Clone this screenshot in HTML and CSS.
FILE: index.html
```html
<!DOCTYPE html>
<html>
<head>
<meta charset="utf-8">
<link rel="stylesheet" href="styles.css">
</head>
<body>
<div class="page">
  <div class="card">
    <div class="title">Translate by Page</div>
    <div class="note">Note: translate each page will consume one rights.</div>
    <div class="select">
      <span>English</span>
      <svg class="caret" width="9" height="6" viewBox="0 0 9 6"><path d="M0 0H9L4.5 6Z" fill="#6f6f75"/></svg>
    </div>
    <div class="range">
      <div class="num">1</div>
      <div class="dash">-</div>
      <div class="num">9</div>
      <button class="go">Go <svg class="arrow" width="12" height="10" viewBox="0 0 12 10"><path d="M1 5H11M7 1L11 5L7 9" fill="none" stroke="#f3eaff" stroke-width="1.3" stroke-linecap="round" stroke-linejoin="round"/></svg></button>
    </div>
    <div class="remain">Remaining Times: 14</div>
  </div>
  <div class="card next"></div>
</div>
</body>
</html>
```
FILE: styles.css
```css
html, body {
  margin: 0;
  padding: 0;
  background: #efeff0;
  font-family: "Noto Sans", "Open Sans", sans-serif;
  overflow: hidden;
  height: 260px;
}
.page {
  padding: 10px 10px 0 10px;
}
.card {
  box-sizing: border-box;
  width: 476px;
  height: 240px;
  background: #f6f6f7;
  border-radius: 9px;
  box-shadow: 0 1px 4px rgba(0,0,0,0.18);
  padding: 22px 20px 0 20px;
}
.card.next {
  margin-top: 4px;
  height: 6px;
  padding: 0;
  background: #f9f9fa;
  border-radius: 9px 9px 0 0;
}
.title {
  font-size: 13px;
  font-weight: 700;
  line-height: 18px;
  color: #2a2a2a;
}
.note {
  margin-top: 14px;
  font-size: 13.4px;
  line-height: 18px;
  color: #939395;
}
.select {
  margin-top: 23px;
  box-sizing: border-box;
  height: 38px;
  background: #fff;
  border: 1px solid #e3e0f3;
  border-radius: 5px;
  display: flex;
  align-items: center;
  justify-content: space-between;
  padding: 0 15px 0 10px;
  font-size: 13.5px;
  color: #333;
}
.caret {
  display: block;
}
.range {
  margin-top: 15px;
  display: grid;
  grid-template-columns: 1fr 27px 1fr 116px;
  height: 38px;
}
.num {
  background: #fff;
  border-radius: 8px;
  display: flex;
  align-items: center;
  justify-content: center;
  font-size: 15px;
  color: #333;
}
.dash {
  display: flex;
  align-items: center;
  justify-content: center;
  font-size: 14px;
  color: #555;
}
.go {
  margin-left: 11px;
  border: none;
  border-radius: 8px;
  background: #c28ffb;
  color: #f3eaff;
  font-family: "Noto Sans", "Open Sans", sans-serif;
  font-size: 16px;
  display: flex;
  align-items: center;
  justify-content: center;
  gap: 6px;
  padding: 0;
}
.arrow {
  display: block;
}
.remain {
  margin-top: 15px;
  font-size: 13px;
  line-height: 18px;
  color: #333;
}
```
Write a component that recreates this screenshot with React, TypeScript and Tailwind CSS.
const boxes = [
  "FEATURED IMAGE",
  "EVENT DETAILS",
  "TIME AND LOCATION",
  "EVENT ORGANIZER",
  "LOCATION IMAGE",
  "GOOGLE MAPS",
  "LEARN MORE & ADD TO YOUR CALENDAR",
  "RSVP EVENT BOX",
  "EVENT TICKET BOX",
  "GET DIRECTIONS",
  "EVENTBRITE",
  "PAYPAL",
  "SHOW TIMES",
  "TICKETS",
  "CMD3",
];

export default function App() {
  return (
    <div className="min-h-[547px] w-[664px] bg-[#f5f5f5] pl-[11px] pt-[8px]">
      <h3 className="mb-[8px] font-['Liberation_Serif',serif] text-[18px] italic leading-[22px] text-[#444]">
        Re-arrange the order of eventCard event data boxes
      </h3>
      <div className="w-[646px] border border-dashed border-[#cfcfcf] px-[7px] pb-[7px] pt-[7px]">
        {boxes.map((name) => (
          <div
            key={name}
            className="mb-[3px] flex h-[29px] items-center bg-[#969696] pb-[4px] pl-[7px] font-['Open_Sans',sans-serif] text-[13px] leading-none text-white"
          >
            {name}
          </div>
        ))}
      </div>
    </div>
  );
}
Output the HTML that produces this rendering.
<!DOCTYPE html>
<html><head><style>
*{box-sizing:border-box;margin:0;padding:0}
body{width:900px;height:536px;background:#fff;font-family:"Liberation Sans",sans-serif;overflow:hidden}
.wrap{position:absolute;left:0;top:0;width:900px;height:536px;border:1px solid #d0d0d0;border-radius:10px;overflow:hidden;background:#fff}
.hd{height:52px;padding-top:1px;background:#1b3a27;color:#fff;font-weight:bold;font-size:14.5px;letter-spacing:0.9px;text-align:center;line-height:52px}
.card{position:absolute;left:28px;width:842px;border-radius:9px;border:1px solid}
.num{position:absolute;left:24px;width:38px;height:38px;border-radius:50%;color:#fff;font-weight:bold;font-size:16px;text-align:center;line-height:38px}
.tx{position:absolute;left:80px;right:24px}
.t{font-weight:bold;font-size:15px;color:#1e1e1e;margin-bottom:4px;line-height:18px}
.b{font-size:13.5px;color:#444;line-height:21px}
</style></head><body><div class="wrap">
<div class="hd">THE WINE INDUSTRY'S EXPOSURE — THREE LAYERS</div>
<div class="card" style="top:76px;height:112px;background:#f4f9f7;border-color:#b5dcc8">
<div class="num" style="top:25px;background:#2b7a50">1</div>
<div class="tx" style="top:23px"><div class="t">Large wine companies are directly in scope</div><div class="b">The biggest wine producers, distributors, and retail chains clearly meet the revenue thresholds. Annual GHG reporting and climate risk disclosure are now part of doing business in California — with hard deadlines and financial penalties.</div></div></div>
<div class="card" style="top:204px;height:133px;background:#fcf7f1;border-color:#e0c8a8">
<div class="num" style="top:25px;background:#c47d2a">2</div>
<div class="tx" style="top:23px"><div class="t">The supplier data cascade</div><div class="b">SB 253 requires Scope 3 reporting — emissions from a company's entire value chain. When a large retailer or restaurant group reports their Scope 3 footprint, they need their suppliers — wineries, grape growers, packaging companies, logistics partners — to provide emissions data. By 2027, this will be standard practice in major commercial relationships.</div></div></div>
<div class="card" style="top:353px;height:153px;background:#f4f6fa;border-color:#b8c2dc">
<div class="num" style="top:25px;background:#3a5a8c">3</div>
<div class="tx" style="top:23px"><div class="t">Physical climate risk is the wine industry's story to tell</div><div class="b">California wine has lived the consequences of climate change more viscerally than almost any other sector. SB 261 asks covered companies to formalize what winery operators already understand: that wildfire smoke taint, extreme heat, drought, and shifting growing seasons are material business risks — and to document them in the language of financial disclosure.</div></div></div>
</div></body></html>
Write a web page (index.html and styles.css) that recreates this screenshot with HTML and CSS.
────────────────
▶ TASK BRIEF: Extract the full set of entries word for word.

▶ REPLY:
Clone this screenshot in HTML and CSS.
FILE: index.html
```html
<!DOCTYPE html>
<html>
<head>
<meta charset="utf-8">
<link rel="stylesheet" href="styles.css">
</head>
<body>
<div class="page">
  <div class="card">
    <div class="title">Translate by Page</div>
    <div class="note">Note: translate each page will consume one rights.</div>
    <div class="select">
      <span>English</span>
      <svg class="caret" width="9" height="6" viewBox="0 0 9 6"><path d="M0 0H9L4.5 6Z" fill="#6f6f75"/></svg>
    </div>
    <div class="range">
      <div class="num">1</div>
      <div class="dash">-</div>
      <div class="num">9</div>
      <button class="go">Go <svg class="arrow" width="12" height="10" viewBox="0 0 12 10"><path d="M1 5H11M7 1L11 5L7 9" fill="none" stroke="#f3eaff" stroke-width="1.3" stroke-linecap="round" stroke-linejoin="round"/></svg></button>
    </div>
    <div class="remain">Remaining Times: 14</div>
  </div>
  <div class="card next"></div>
</div>
</body>
</html>
```
FILE: styles.css
```css
html, body {
  margin: 0;
  padding: 0;
  background: #efeff0;
  font-family: "Noto Sans", "Open Sans", sans-serif;
  overflow: hidden;
  height: 260px;
}
.page {
  padding: 10px 10px 0 10px;
}
.card {
  box-sizing: border-box;
  width: 476px;
  height: 240px;
  background: #f6f6f7;
  border-radius: 9px;
  box-shadow: 0 1px 4px rgba(0,0,0,0.18);
  padding: 22px 20px 0 20px;
}
.card.next {
  margin-top: 4px;
  height: 6px;
  padding: 0;
  background: #f9f9fa;
  border-radius: 9px 9px 0 0;
}
.title {
  font-size: 13px;
  font-weight: 700;
  line-height: 18px;
  color: #2a2a2a;
}
.note {
  margin-top: 14px;
  font-size: 13.4px;
  line-height: 18px;
  color: #939395;
}
.select {
  margin-top: 23px;
  box-sizing: border-box;
  height: 38px;
  background: #fff;
  border: 1px solid #e3e0f3;
  border-radius: 5px;
  display: flex;
  align-items: center;
  justify-content: space-between;
  padding: 0 15px 0 10px;
  font-size: 13.5px;
  color: #333;
}
.caret {
  display: block;
}
.range {
  margin-top: 15px;
  display: grid;
  grid-template-columns: 1fr 27px 1fr 116px;
  height: 38px;
}
.num {
  background: #fff;
  border-radius: 8px;
  display: flex;
  align-items: center;
  justify-content: center;
  font-size: 15px;
  color: #333;
}
.dash {
  display: flex;
  align-items: center;
  justify-content: center;
  font-size: 14px;
  color: #555;
}
.go {
  margin-left: 11px;
  border: none;
  border-radius: 8px;
  background: #c28ffb;
  color: #f3eaff;
  font-family: "Noto Sans", "Open Sans", sans-serif;
  font-size: 16px;
  display: flex;
  align-items: center;
  justify-content: center;
  gap: 6px;
  padding: 0;
}
.arrow {
  display: block;
}
.remain {
  margin-top: 15px;
  font-size: 13px;
  line-height: 18px;
  color: #333;
}
```
Write a component that recreates this screenshot with React, TypeScript and Tailwind CSS.
const boxes = [
  "FEATURED IMAGE",
  "EVENT DETAILS",
  "TIME AND LOCATION",
  "EVENT ORGANIZER",
  "LOCATION IMAGE",
  "GOOGLE MAPS",
  "LEARN MORE & ADD TO YOUR CALENDAR",
  "RSVP EVENT BOX",
  "EVENT TICKET BOX",
  "GET DIRECTIONS",
  "EVENTBRITE",
  "PAYPAL",
  "SHOW TIMES",
  "TICKETS",
  "CMD3",
];

export default function App() {
  return (
    <div className="min-h-[547px] w-[664px] bg-[#f5f5f5] pl-[11px] pt-[8px]">
      <h3 className="mb-[8px] font-['Liberation_Serif',serif] text-[18px] italic leading-[22px] text-[#444]">
        Re-arrange the order of eventCard event data boxes
      </h3>
      <div className="w-[646px] border border-dashed border-[#cfcfcf] px-[7px] pb-[7px] pt-[7px]">
        {boxes.map((name) => (
          <div
            key={name}
            className="mb-[3px] flex h-[29px] items-center bg-[#969696] pb-[4px] pl-[7px] font-['Open_Sans',sans-serif] text-[13px] leading-none text-white"
          >
            {name}
          </div>
        ))}
      </div>
    </div>
  );
}
Output the HTML that produces this rendering.
<!DOCTYPE html>
<html><head><style>
*{box-sizing:border-box;margin:0;padding:0}
body{width:900px;height:536px;background:#fff;font-family:"Liberation Sans",sans-serif;overflow:hidden}
.wrap{position:absolute;left:0;top:0;width:900px;height:536px;border:1px solid #d0d0d0;border-radius:10px;overflow:hidden;background:#fff}
.hd{height:52px;padding-top:1px;background:#1b3a27;color:#fff;font-weight:bold;font-size:14.5px;letter-spacing:0.9px;text-align:center;line-height:52px}
.card{position:absolute;left:28px;width:842px;border-radius:9px;border:1px solid}
.num{position:absolute;left:24px;width:38px;height:38px;border-radius:50%;color:#fff;font-weight:bold;font-size:16px;text-align:center;line-height:38px}
.tx{position:absolute;left:80px;right:24px}
.t{font-weight:bold;font-size:15px;color:#1e1e1e;margin-bottom:4px;line-height:18px}
.b{font-size:13.5px;color:#444;line-height:21px}
</style></head><body><div class="wrap">
<div class="hd">THE WINE INDUSTRY'S EXPOSURE — THREE LAYERS</div>
<div class="card" style="top:76px;height:112px;background:#f4f9f7;border-color:#b5dcc8">
<div class="num" style="top:25px;background:#2b7a50">1</div>
<div class="tx" style="top:23px"><div class="t">Large wine companies are directly in scope</div><div class="b">The biggest wine producers, distributors, and retail chains clearly meet the revenue thresholds. Annual GHG reporting and climate risk disclosure are now part of doing business in California — with hard deadlines and financial penalties.</div></div></div>
<div class="card" style="top:204px;height:133px;background:#fcf7f1;border-color:#e0c8a8">
<div class="num" style="top:25px;background:#c47d2a">2</div>
<div class="tx" style="top:23px"><div class="t">The supplier data cascade</div><div class="b">SB 253 requires Scope 3 reporting — emissions from a company's entire value chain. When a large retailer or restaurant group reports their Scope 3 footprint, they need their suppliers — wineries, grape growers, packaging companies, logistics partners — to provide emissions data. By 2027, this will be standard practice in major commercial relationships.</div></div></div>
<div class="card" style="top:353px;height:153px;background:#f4f6fa;border-color:#b8c2dc">
<div class="num" style="top:25px;background:#3a5a8c">3</div>
<div class="tx" style="top:23px"><div class="t">Physical climate risk is the wine industry's story to tell</div><div class="b">California wine has lived the consequences of climate change more viscerally than almost any other sector. SB 261 asks covered companies to formalize what winery operators already understand: that wildfire smoke taint, extreme heat, drought, and shifting growing seasons are material business risks — and to document them in the language of financial disclosure.</div></div></div>
</div></body></html>
Write a web page (index.html and styles.css) that recreates this screenshot with HTML and CSS.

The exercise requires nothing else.